RECORDED DATA —
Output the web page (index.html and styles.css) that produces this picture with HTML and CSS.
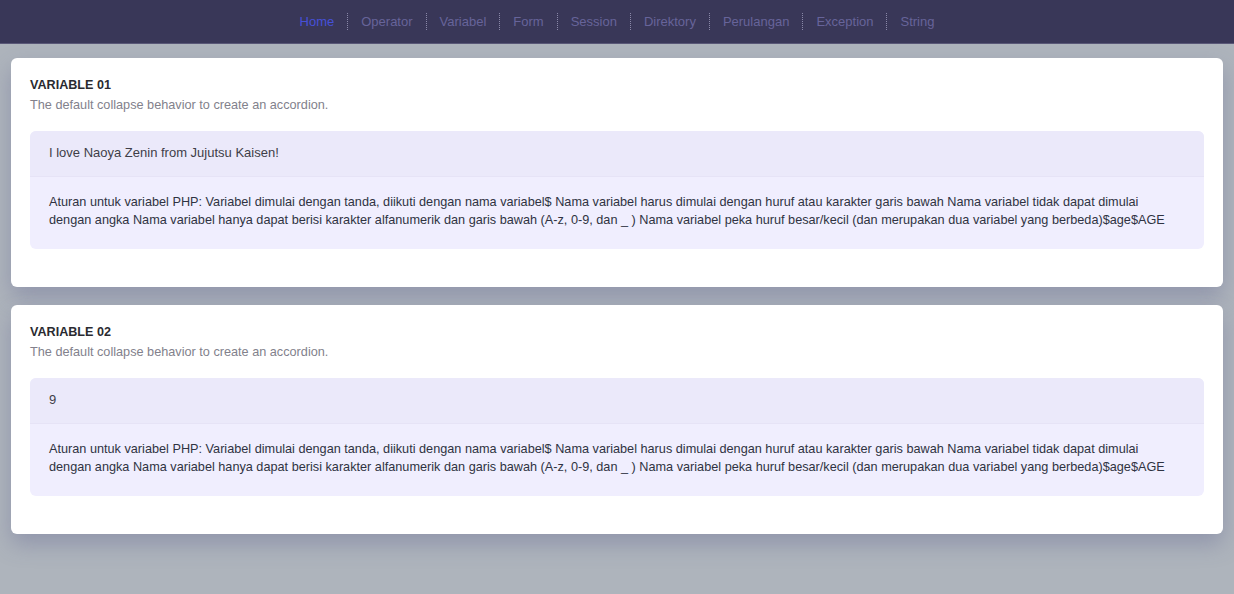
FILE: index.html
```html
<!DOCTYPE html>
<html lang="id">
<head>
<meta charset="utf-8">
<title>Variabel</title>
<link rel="stylesheet" href="styles.css">
</head>
<body>
<nav class="navbar">
  <a class="nav-link active" href="#">Home</a>
  <span class="sep"></span>
  <a class="nav-link" href="#">Operator</a>
  <span class="sep"></span>
  <a class="nav-link" href="#">Variabel</a>
  <span class="sep"></span>
  <a class="nav-link" href="#">Form</a>
  <span class="sep"></span>
  <a class="nav-link" href="#">Session</a>
  <span class="sep"></span>
  <a class="nav-link" href="#">Direktory</a>
  <span class="sep"></span>
  <a class="nav-link" href="#">Perulangan</a>
  <span class="sep"></span>
  <a class="nav-link" href="#">Exception</a>
  <span class="sep"></span>
  <a class="nav-link" href="#">String</a>
</nav>
<main class="content">
  <section class="card">
    <h2 class="card-title">VARIABLE 01</h2>
    <p class="card-sub">The default collapse behavior to create an accordion.</p>
    <div class="panel">
      <div class="panel-head">I love Naoya Zenin from Jujutsu Kaisen!</div>
      <div class="panel-body">Aturan untuk variabel PHP: Variabel dimulai dengan tanda, diikuti dengan nama variabel$ Nama variabel harus dimulai dengan huruf atau karakter garis bawah Nama variabel tidak dapat dimulai dengan angka Nama variabel hanya dapat berisi karakter alfanumerik dan garis bawah (A-z, 0-9, dan _ ) Nama variabel peka huruf besar/kecil (dan merupakan dua variabel yang berbeda)$age$AGE</div>
    </div>
  </section>
  <section class="card">
    <h2 class="card-title">VARIABLE 02</h2>
    <p class="card-sub">The default collapse behavior to create an accordion.</p>
    <div class="panel">
      <div class="panel-head">9</div>
      <div class="panel-body">Aturan untuk variabel PHP: Variabel dimulai dengan tanda, diikuti dengan nama variabel$ Nama variabel harus dimulai dengan huruf atau karakter garis bawah Nama variabel tidak dapat dimulai dengan angka Nama variabel hanya dapat berisi karakter alfanumerik dan garis bawah (A-z, 0-9, dan _ ) Nama variabel peka huruf besar/kecil (dan merupakan dua variabel yang berbeda)$age$AGE</div>
    </div>
  </section>
</main>
</body>
</html>
```
FILE: styles.css
```css
* { box-sizing: border-box; }
html, body {
  margin: 0;
  padding: 0;
  height: 100%;
}
body {
  background: #aeb4bc;
  font-family: "Liberation Sans", Arial, sans-serif;
  color: #333;
}
.navbar {
  height: 43px;
  background: #393758;
  display: flex;
  align-items: center;
  justify-content: center;
  gap: 13px;
  box-shadow: 0 1px 0 #5a5878;
}
.nav-link {
  font-size: 13px;
  color: #67649a;
  text-decoration: none;
}
.nav-link.active {
  color: #4650d8;
}
.sep {
  width: 0;
  height: 17px;
  border-left: 1px dotted #8a88a8;
}
.content {
  padding: 15px 11px;
  display: flex;
  flex-direction: column;
  gap: 18px;
}
.card {
  background: #fff;
  border-radius: 6px;
  padding: 19px 19px 38px;
  box-shadow: 0 10px 22px rgba(90, 92, 140, 0.35);
}
.card-title {
  margin: 0;
  font-size: 12.6px;
  font-weight: bold;
  color: #2a2a30;
  line-height: 16px;
}
.card-sub {
  margin: 4px 0 18px;
  font-size: 12.7px;
  color: #82818c;
  line-height: 16px;
}
.panel {
  border-radius: 6px;
  overflow: hidden;
  background: #f0eefe;
}
.panel-head {
  background: #ebe9fa;
  font-size: 13px;
  line-height: 18px;
  padding: 13px 19px 14px;
  color: #3e3e48;
  border-bottom: 1px solid #e6e3f6;
}
.panel-body {
  font-size: 12.7px;
  line-height: 18px;
  padding: 16px 20px 20px 19px;
  color: #2f3342;
}
```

TASK DETAILS — Omit the pictures and give the material again, exactly and in full.

SOLUTION TO THIS PROBLEM —
Output the web page (index.html and styles.css) that produces this picture with HTML and CSS.
FILE: index.html
```html
<!DOCTYPE html>
<html lang="id">
<head>
<meta charset="utf-8">
<title>Variabel</title>
<link rel="stylesheet" href="styles.css">
</head>
<body>
<nav class="navbar">
  <a class="nav-link active" href="#">Home</a>
  <span class="sep"></span>
  <a class="nav-link" href="#">Operator</a>
  <span class="sep"></span>
  <a class="nav-link" href="#">Variabel</a>
  <span class="sep"></span>
  <a class="nav-link" href="#">Form</a>
  <span class="sep"></span>
  <a class="nav-link" href="#">Session</a>
  <span class="sep"></span>
  <a class="nav-link" href="#">Direktory</a>
  <span class="sep"></span>
  <a class="nav-link" href="#">Perulangan</a>
  <span class="sep"></span>
  <a class="nav-link" href="#">Exception</a>
  <span class="sep"></span>
  <a class="nav-link" href="#">String</a>
</nav>
<main class="content">
  <section class="card">
    <h2 class="card-title">VARIABLE 01</h2>
    <p class="card-sub">The default collapse behavior to create an accordion.</p>
    <div class="panel">
      <div class="panel-head">I love Naoya Zenin from Jujutsu Kaisen!</div>
      <div class="panel-body">Aturan untuk variabel PHP: Variabel dimulai dengan tanda, diikuti dengan nama variabel$ Nama variabel harus dimulai dengan huruf atau karakter garis bawah Nama variabel tidak dapat dimulai dengan angka Nama variabel hanya dapat berisi karakter alfanumerik dan garis bawah (A-z, 0-9, dan _ ) Nama variabel peka huruf besar/kecil (dan merupakan dua variabel yang berbeda)$age$AGE</div>
    </div>
  </section>
  <section class="card">
    <h2 class="card-title">VARIABLE 02</h2>
    <p class="card-sub">The default collapse behavior to create an accordion.</p>
    <div class="panel">
      <div class="panel-head">9</div>
      <div class="panel-body">Aturan untuk variabel PHP: Variabel dimulai dengan tanda, diikuti dengan nama variabel$ Nama variabel harus dimulai dengan huruf atau karakter garis bawah Nama variabel tidak dapat dimulai dengan angka Nama variabel hanya dapat berisi karakter alfanumerik dan garis bawah (A-z, 0-9, dan _ ) Nama variabel peka huruf besar/kecil (dan merupakan dua variabel yang berbeda)$age$AGE</div>
    </div>
  </section>
</main>
</body>
</html>
```
FILE: styles.css
```css
* { box-sizing: border-box; }
html, body {
  margin: 0;
  padding: 0;
  height: 100%;
}
body {
  background: #aeb4bc;
  font-family: "Liberation Sans", Arial, sans-serif;
  color: #333;
}
.navbar {
  height: 43px;
  background: #393758;
  display: flex;
  align-items: center;
  justify-content: center;
  gap: 13px;
  box-shadow: 0 1px 0 #5a5878;
}
.nav-link {
  font-size: 13px;
  color: #67649a;
  text-decoration: none;
}
.nav-link.active {
  color: #4650d8;
}
.sep {
  width: 0;
  height: 17px;
  border-left: 1px dotted #8a88a8;
}
.content {
  padding: 15px 11px;
  display: flex;
  flex-direction: column;
  gap: 18px;
}
.card {
  background: #fff;
  border-radius: 6px;
  padding: 19px 19px 38px;
  box-shadow: 0 10px 22px rgba(90, 92, 140, 0.35);
}
.card-title {
  margin: 0;
  font-size: 12.6px;
  font-weight: bold;
  color: #2a2a30;
  line-height: 16px;
}
.card-sub {
  margin: 4px 0 18px;
  font-size: 12.7px;
  color: #82818c;
  line-height: 16px;
}
.panel {
  border-radius: 6px;
  overflow: hidden;
  background: #f0eefe;
}
.panel-head {
  background: #ebe9fa;
  font-size: 13px;
  line-height: 18px;
  padding: 13px 19px 14px;
  color: #3e3e48;
  border-bottom: 1px solid #e6e3f6;
}
.panel-body {
  font-size: 12.7px;
  line-height: 18px;
  padding: 16px 20px 20px 19px;
  color: #2f3342;
}
```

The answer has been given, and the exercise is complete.